I wonder how many morons are out there like you that can't understand what I wrote.
--The Founding Fathers foresaw many things. One thing they didn't for-see was modern roads and utilities and the need a government has (with due process) to from time to time work on someones property for improvement and maintenance.--
I am sure that they never imagined the complexity that we have now but they did understand that people set up communities for the betterment of society and the individual and along with those communities would be rules and regulations. To put it simply, "No taxation without representation." Somehow, some here have translated this to mean no taxes and no government.
Don't get personal, now. That point isn't lost at all, and shame on you for assuming I don't understand it. I was making a point, that the city had not given the property owner due process. Civil proceedings cut both ways...the responsibility of the property owner is to grant access if an easement legally exists. The responsibility of the government is to ensure due process, or allow the property owner to challenge a proposed new easement in court. Again, from what I gathered from the article, the existing easement didn't cut across the man's property, and the city decided on the spur of the moment to create a new easement across the private property, giving the property owner's wife notice that the next day they would be digging a new sewer line.
Where is the civil responsibility on the part of the city? Where was the public hearing?

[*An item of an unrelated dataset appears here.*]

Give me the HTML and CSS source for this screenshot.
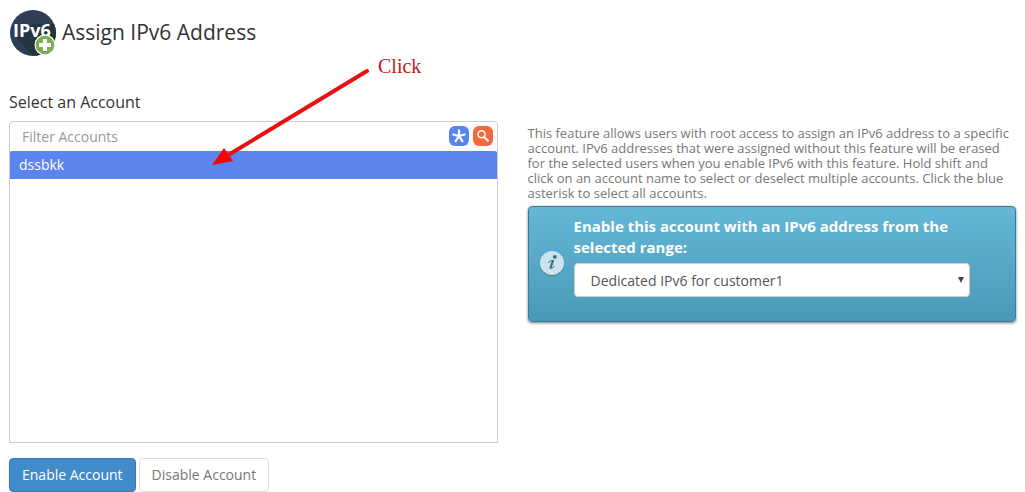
FILE: index.html
```html
<!DOCTYPE html>
<html lang="en">
<head>
<meta charset="utf-8">
<title>Assign IPv6 Address</title>
<meta name="viewport" content="width=device-width, initial-scale=1">
<link rel="stylesheet" href="styles.css">
</head>
<body>
<main class="page">
  <header class="page-header">
    <svg class="page-icon" viewBox="0 0 48 48" aria-hidden="true">
      <defs><clipPath id="disc"><circle cx="24" cy="24" r="23"/></clipPath></defs>
      <circle cx="24" cy="24" r="23" fill="#303d55"/>
      <path d="M7 29L24 15H48V48H26Z" fill="#253540" clip-path="url(#disc)"/>
      <text x="4" y="28" class="icon-text">IPv6</text>
      <circle cx="36" cy="36" r="10.5" fill="#fff"/>
      <circle cx="36" cy="36" r="9.3" fill="#7aad55"/>
      <path d="M36 30V42M30 36H42" stroke="#fff" stroke-width="4"/>
    </svg>
    <h1 class="page-title">Assign IPv6 Address</h1>
  </header>

  <div class="columns">
    <section class="accounts">
      <h2 class="section-title" id="accounts-title">Select an Account</h2>
      <div class="picker">
        <div class="filter">
          <input class="filter-input" type="text" placeholder="Filter Accounts" aria-label="Filter Accounts">
          <button class="tool tool-all" type="button" aria-label="Select all accounts">
            <svg viewBox="0 0 20 20"><path d="M10 10V3.500M10 10L3.500 8.200M10 10L16.500 8.200M10 10L6.200 15.800M10 10L13.800 15.800" stroke="#fff" stroke-width="2.200"/></svg>
          </button>
          <button class="tool tool-search" type="button" aria-label="Search">
            <svg viewBox="0 0 20 20" fill="none" stroke="#fff"><circle cx="8.500" cy="8.300" r="3.500" stroke-width="1.500"/><path d="M11 11L15.500 15.300" stroke-width="2"/></svg>
          </button>
        </div>
        <select class="account-list" multiple size="2" aria-labelledby="accounts-title">
          <option class="account" selected>dssbkk</option>
        </select>
      </div>
      <div class="actions">
        <button class="btn btn-primary" type="button">Enable Account</button>
        <button class="btn" type="button">Disable Account</button>
      </div>
    </section>

    <section class="info">
      <p class="description">This feature allows users with root access to assign an IPv6 address to a specific account. IPv6 addresses that were assigned without this feature will be erased for the selected users when you enable IPv6 with this feature. Hold shift and click on an account name to select or deselect multiple accounts. Click the blue asterisk to select all accounts.</p>
      <div class="callout">
        <svg class="info-icon" viewBox="0 0 26 26" aria-hidden="true">
          <circle cx="13" cy="14" r="12" fill="#397c97"/>
          <circle cx="13" cy="13" r="12" fill="#cce3ed"/>
          <circle cx="15.800" cy="6.900" r="1.900" fill="#377188"/>
          <path d="M9.300 12.500Q12 10 14.500 10.500L12 17.800Q11.500 19.500 15.500 16.200" fill="none" stroke="#377188" stroke-width="1"/>
          <path d="M14 10.500L11.200 18.500" stroke="#377188" stroke-width="2"/>
        </svg>
        <div class="callout-body">
          <label class="range-label" for="range">Enable this account with an IPv6 address from the selected range:</label>
          <div class="range-wrap">
            <select class="range" id="range"><option>Dedicated IPv6 for customer1</option></select>
            <svg class="caret" viewBox="0 0 6 6" aria-hidden="true"><path d="M0 0H6L3 6Z" fill="#444"/></svg>
          </div>
        </div>
      </div>
    </section>
  </div>

  <div class="annotation">
    <svg class="arrow" viewBox="0 0 160 100" aria-hidden="true">
      <path d="M155 4L18 87" stroke="#e8110f" stroke-width="4" stroke-linecap="round"/>
      <path d="M0 98L12 81L21 94Z" fill="#f00"/>
    </svg>
    <span class="annotation-text">Click</span>
  </div>
</main>
</body>
</html>
```
FILE: styles.css
```css
* { box-sizing: border-box; }
body {
  margin: 0;
  background: #fff;
  color: #333;
  font-family: "Open Sans", "Noto Sans", sans-serif;
  font-size: 14px;
}
button, input, select { font: inherit; }
.page { position: relative; padding: 9px 9px 0; }
.page-header { display: flex; align-items: center; gap: 5px; }
.page-icon { width: 48px; height: 48px; }
.icon-text { font: bold 18px "Open Sans", sans-serif; fill: #fff; }
.page-title { margin: 0; padding-bottom: 2px; font-size: 21px; font-weight: 400; line-height: 30px; }
.columns {
  display: grid;
  grid-template-columns: 1fr 1fr;
  gap: 30px;
  margin-top: 34px;
}
.section-title { margin: 0 0 8px; font-size: 16px; font-weight: 400; line-height: 22px; }
.picker { border: 1px solid #ccc; border-radius: 4px 4px 0 0; }
.filter {
  display: flex;
  align-items: center;
  gap: 4px;
  height: 29px;
  padding: 0 4px 1px 12px;
}
.filter-input {
  flex: 1;
  min-width: 0;
  padding: 0;
  border: 0;
  outline: 0;
  background: none;
  color: #555;
}
.filter-input::placeholder { color: #999; opacity: 1; }
.tool {
  width: 20px;
  height: 20px;
  padding: 0;
  border: 0;
  border-radius: 6px;
}
.tool svg { display: block; width: 20px; height: 20px; fill: none; }
.tool-all { background: #5b84ec; }
.tool-search { background: #f4693a; }
.account-list {
  display: block;
  width: 100%;
  height: 291px;
  padding: 0;
  border: 0;
  outline: 0;
  background: #fff;
  overflow: hidden;
}
.account { height: 28px; padding: 4px 9px; }
.account:checked {
  background: linear-gradient(#5b84ec, #5b84ec);
  color: #fff;
  -webkit-text-fill-color: #fff;
}
.actions { display: flex; gap: 3px; margin-top: 15px; }
.btn {
  height: 34px;
  padding: 0 12px 2px;
  border: 1px solid #ddd;
  border-radius: 4px;
  background: #fff;
  color: #777;
}
.btn-primary { border-color: #357ebd; background: #428bca; color: #fff; }
.info { padding-top: 35px; }
.description { margin: 0; color: #777; font-size: 13px; line-height: 15px; }
.callout {
  display: flex;
  align-items: center;
  gap: 9px;
  margin-top: 5px;
  padding: 9px 45px 24px 10px;
  border: 1px solid #397c97;
  border-radius: 4px;
  background: linear-gradient(#64b7d7, #4a99b8);
  box-shadow: 0 1px 3px #777;
}
.info-icon { flex: none; width: 26px; height: 26px; margin-top: 12px; }
.callout-body { flex: 1; min-width: 0; }
.range-label { display: block; color: #fff; font-size: 15px; font-weight: 700; line-height: 21px; }
.range-wrap { position: relative; margin-top: 5px; }
.range {
  display: block;
  width: 100%;
  height: 34px;
  padding: 0 24px 0 16px;
  border: 1px solid #ccc;
  border-radius: 4px;
  appearance: none;
  background: #fff;
  color: #555;
}
.caret { position: absolute; top: 14px; right: 6px; width: 6px; height: 6px; pointer-events: none; }
.annotation { position: absolute; top: 67px; left: 212px; pointer-events: none; }
.arrow { display: block; width: 160px; height: 100px; }
.annotation-text {
  position: absolute;
  top: -13px;
  left: 166px;
  color: #c81818;
  font: 20px/24px "Liberation Serif", serif;
}
```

Where was the man's opportunity to challenge the easement in court? By civil proceeding do you mean it's a property owner's responsibility to allow the government to run roughshod over his right to own property, and allow him to address it only afterward? Sorry...that's not how its supposed to work in this nation.
Please answer without slinging personal insults. It's Sunday, and I'd rather not get into a nasty name-calling battle here.
Scouts Out! Cavalry Ho!
I apologize and put you on the list of those that do NOT condone these murders.